CUDA Streams Usage#

This applies to the nvptx plugin only.

The library provides elements that perform asynchronous movement of data and asynchronous operation of computing constructs. This asynchronous functionality is implemented by making use of CUDA streams [1].

The primary means by that the asynchronous functionality is accessed is through the use of those OpenACC directives which make use of the async and wait clauses. When the async clause is first used with a directive, it creates a CUDA stream. If an async-argument is used with the async clause, then the stream is associated with the specified async-argument.

Following the creation of an association between a CUDA stream and the async-argument of an async clause, both the wait clause and the wait directive can be used. When either the clause or directive is used after stream creation, it creates a rendezvous point whereby execution waits until all operations associated with the async-argument, that is, stream, have completed.
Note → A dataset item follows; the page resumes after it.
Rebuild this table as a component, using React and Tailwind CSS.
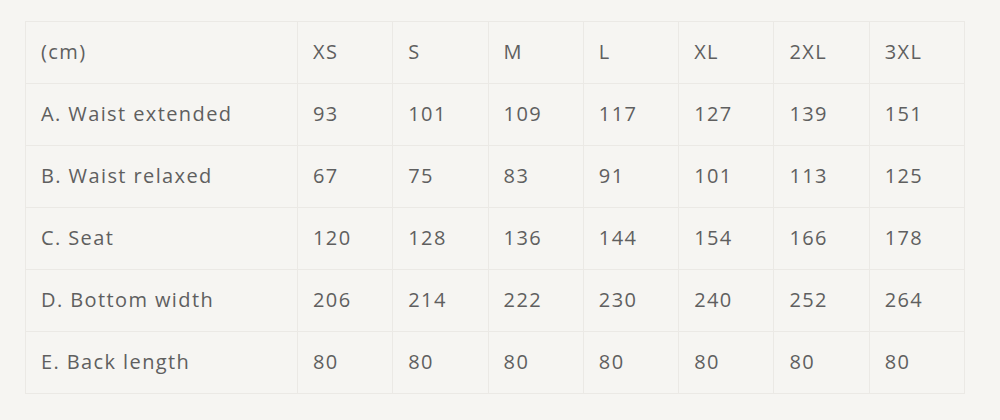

Normally, the management of the streams that are created as a result of using the async clause, is done without any intervention by the caller. This implies the association between the async-argument and the CUDA stream will be maintained for the lifetime of the program. However, this association can be changed through the use of the library function acc_set_cuda_stream. When the function acc_set_cuda_stream is called, the CUDA stream that was originally associated with the async clause will be destroyed. Caution should be taken when changing the association as subsequent references to the async-argument refer to a different CUDA stream.